We disclose this directly because it is the question that should be asked. If a referral arrangement increases the cost of capital to the borrower, that is a reason to walk. In our case, it does not — the homeowner gets the same rate they would get walking in cold, and we earn a finder’s fee from the partner for routing a qualified introduction.
What happens if you start with a sale and change your mind
Every Reliably purchase agreement includes a five-business-day cancellation window during which the seller can walk for any reason with no penalty. That window exists specifically for cases where, between signing and closing, the homeowner gets a second opinion — from a lender, a financial advisor, a family member — and decides that selling was not the right move after all. We would rather lose a deal than complete one a homeowner regrets.

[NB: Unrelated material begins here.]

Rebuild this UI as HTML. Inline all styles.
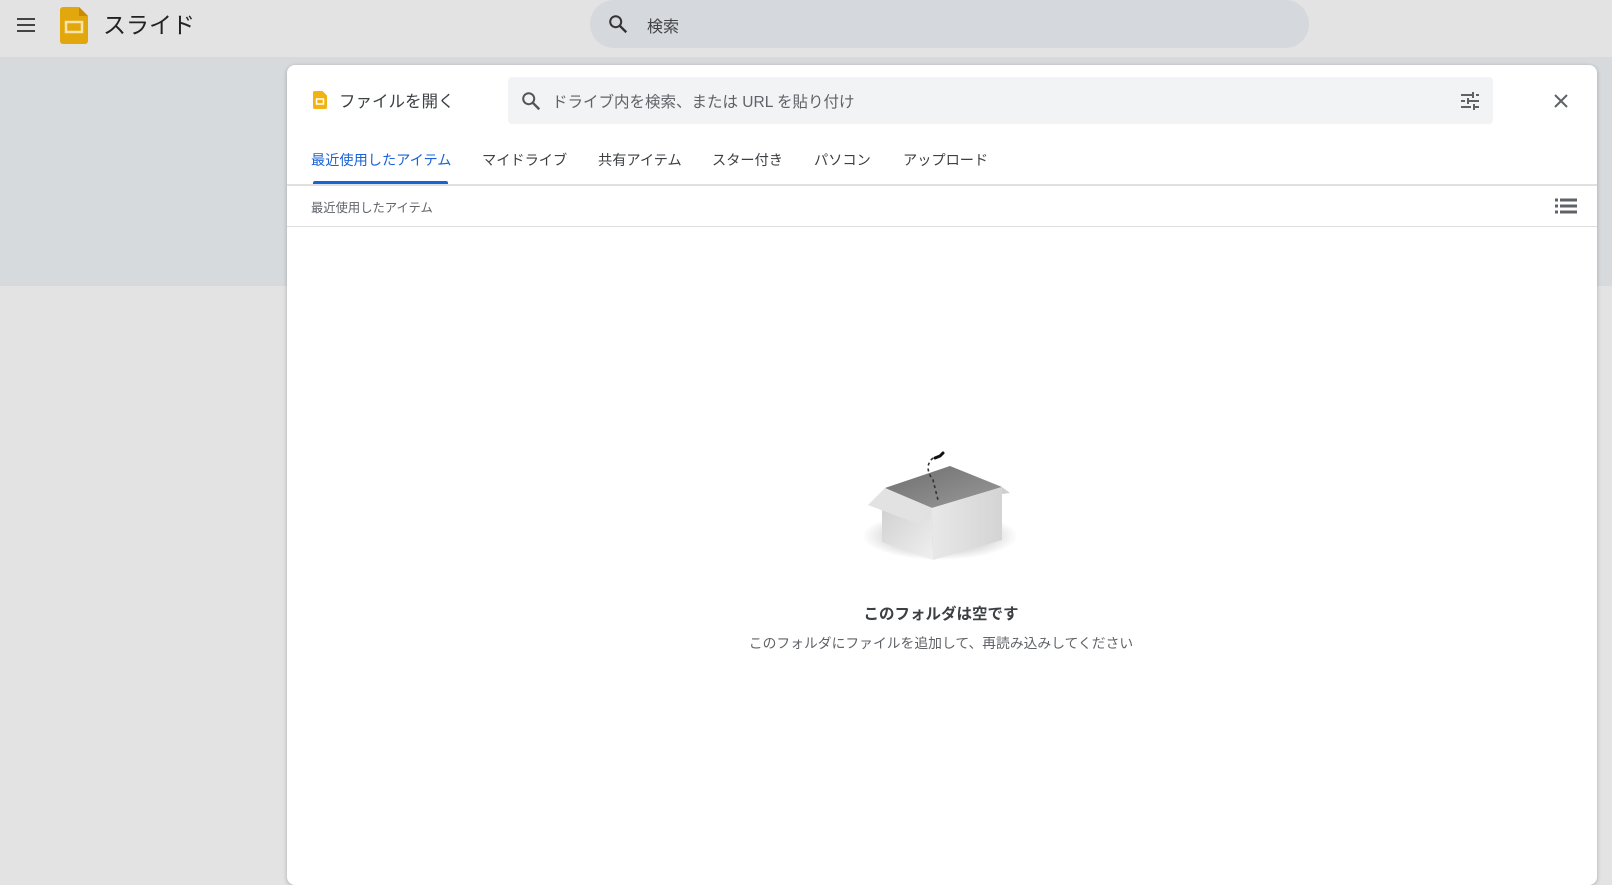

If the cancellation happens before earnest money is released, the seller walks away whole. If it happens during the inspection period after earnest money has been deposited, the deposit is returned per the standard contingency. Either way, the homeowner can pivot to a lending partner without having lost anything except a few days.
Common questions
Questions readers ask about this.
- Is Reliably a lender?
- No. Reliably is a Florida-based cash home buyer. Reliably Funds is a referral program that connects homeowners and small-business owners with a vetted network of independent commercial finance brokers and direct lenders. The lenders, not Reliably, underwrite, disclose, fund, and service the loans.
- Does asking about a loan affect my cash offer?
- No. The cash offer and the lending conversation are independent. A homeowner can request both, evaluate them side by side, and decide which one fits. We would rather you make the right choice than maximize our close rate.
- How fast can a partner fund?
- It depends on the product. A working-capital advance for a business owner can fund in 24 to 72 hours. A HELOC or cash-out refinance involves an appraisal and full underwriting and typically takes 21 to 45 days. A bridge loan falls in between, usually 7 to 21 days. Your broker will give you a realistic timeline on the first call.
- What information does the broker need to pre-qualify me?
- For a HELOC or cash-out refinance: address, approximate mortgage balance, gross household income, and credit-score range. For a business product: business name, time in business, average monthly revenue, and how you intend to use the funds. None of this is binding and none of it produces a hard credit pull.